Web page code records:
+===+
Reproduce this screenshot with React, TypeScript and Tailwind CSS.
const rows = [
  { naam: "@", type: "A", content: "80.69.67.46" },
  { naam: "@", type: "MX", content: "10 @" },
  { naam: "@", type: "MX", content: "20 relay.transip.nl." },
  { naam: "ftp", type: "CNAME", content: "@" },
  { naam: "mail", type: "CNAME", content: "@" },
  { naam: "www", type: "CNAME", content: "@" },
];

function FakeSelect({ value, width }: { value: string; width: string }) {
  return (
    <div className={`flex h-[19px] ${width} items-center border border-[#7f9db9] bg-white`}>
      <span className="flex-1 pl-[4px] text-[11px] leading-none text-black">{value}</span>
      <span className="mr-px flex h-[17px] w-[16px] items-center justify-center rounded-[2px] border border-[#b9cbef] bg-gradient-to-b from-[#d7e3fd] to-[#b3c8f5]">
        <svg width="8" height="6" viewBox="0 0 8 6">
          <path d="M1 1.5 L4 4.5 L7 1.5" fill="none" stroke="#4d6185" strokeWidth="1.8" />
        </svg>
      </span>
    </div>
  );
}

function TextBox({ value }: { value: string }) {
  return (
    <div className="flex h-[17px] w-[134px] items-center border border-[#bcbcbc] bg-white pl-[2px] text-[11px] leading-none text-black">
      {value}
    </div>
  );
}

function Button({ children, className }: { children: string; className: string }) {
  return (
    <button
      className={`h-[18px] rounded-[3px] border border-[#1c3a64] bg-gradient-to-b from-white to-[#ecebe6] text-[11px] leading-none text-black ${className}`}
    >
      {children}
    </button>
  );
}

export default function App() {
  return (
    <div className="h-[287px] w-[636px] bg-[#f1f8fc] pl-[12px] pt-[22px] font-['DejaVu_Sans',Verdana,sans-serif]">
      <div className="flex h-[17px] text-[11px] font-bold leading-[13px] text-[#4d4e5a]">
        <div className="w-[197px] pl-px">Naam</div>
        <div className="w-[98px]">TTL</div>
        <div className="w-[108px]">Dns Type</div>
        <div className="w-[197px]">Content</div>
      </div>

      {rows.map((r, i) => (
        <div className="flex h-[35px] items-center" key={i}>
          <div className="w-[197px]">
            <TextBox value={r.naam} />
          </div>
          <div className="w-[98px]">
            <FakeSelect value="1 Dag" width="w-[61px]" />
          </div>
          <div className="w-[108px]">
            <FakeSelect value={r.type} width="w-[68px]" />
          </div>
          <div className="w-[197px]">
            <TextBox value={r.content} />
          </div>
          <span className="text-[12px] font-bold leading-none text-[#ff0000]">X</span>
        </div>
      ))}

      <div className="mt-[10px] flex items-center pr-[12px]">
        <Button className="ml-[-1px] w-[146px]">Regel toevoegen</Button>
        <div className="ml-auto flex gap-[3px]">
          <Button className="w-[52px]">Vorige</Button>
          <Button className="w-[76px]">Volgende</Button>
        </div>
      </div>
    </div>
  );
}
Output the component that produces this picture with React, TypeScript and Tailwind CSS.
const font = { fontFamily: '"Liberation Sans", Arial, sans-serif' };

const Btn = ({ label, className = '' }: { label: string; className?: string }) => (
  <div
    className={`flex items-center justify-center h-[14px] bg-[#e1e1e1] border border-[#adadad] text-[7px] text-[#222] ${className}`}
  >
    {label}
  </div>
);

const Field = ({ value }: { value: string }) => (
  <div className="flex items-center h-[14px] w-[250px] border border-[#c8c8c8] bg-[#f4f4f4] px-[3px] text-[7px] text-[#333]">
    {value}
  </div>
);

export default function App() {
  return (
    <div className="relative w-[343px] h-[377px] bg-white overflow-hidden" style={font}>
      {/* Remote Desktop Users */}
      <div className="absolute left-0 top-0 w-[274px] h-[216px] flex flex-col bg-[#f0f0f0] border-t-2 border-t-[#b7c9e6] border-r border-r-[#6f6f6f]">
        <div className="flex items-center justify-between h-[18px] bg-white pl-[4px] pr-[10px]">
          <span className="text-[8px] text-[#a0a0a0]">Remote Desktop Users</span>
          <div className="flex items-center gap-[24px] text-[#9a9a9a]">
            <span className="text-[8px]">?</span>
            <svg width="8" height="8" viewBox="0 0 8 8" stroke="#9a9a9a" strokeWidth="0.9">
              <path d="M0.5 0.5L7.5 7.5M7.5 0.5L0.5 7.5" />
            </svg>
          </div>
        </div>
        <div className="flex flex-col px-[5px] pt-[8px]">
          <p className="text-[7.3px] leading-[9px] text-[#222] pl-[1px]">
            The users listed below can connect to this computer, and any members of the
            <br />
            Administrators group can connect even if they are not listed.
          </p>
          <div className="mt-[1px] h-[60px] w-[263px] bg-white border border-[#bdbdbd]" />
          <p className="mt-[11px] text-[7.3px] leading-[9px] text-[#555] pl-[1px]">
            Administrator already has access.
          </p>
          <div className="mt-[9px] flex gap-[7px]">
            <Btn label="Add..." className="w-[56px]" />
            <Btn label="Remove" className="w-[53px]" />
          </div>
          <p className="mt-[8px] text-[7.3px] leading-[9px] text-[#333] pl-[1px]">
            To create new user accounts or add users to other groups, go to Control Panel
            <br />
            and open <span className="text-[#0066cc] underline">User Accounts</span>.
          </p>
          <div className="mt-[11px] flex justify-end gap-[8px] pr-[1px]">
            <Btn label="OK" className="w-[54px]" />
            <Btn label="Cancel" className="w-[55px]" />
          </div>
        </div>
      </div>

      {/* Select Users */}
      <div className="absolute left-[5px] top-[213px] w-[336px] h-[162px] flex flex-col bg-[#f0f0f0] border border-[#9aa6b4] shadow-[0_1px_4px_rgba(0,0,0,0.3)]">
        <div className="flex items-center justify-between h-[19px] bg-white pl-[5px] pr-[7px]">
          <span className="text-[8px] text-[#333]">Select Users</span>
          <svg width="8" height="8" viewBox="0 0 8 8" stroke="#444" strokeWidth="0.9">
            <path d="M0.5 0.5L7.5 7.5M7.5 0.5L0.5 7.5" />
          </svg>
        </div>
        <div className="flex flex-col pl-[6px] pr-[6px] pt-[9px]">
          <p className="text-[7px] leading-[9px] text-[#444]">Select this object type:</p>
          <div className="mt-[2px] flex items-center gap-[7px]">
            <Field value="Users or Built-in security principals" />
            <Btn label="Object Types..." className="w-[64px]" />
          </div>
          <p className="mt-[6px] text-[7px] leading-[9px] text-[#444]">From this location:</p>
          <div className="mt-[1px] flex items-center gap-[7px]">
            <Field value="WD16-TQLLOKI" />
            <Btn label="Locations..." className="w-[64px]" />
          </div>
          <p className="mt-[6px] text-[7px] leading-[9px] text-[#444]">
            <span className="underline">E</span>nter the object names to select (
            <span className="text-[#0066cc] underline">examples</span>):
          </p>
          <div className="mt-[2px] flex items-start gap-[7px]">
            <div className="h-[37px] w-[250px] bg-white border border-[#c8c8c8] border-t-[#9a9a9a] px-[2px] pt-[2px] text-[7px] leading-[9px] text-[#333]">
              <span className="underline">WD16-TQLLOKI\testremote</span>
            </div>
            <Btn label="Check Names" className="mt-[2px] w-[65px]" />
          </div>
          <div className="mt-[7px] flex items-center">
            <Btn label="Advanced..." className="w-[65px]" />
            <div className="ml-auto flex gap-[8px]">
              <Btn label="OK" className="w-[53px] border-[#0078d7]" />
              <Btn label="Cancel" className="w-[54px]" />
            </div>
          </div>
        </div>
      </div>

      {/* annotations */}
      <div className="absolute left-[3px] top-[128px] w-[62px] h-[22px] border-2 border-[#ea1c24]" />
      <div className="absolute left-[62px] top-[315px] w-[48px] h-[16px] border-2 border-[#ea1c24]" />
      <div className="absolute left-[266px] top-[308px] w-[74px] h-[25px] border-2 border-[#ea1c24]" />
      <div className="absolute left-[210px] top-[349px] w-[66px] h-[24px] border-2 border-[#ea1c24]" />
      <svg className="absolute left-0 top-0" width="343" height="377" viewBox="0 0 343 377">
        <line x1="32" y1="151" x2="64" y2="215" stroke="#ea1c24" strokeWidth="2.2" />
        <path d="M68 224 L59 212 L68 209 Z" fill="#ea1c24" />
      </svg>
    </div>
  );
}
+===+
• Work required: Go through the listing above and locate each line that holds the word "this". Copy those lines.

• Finished task:
Reproduce this screenshot with React, TypeScript and Tailwind CSS.
Output the component that produces this picture with React, TypeScript and Tailwind CSS.
            The users listed below can connect to this computer, and any members of the
          <p className="text-[7px] leading-[9px] text-[#444]">Select this object type:</p>
          <p className="mt-[6px] text-[7px] leading-[9px] text-[#444]">From this location:</p>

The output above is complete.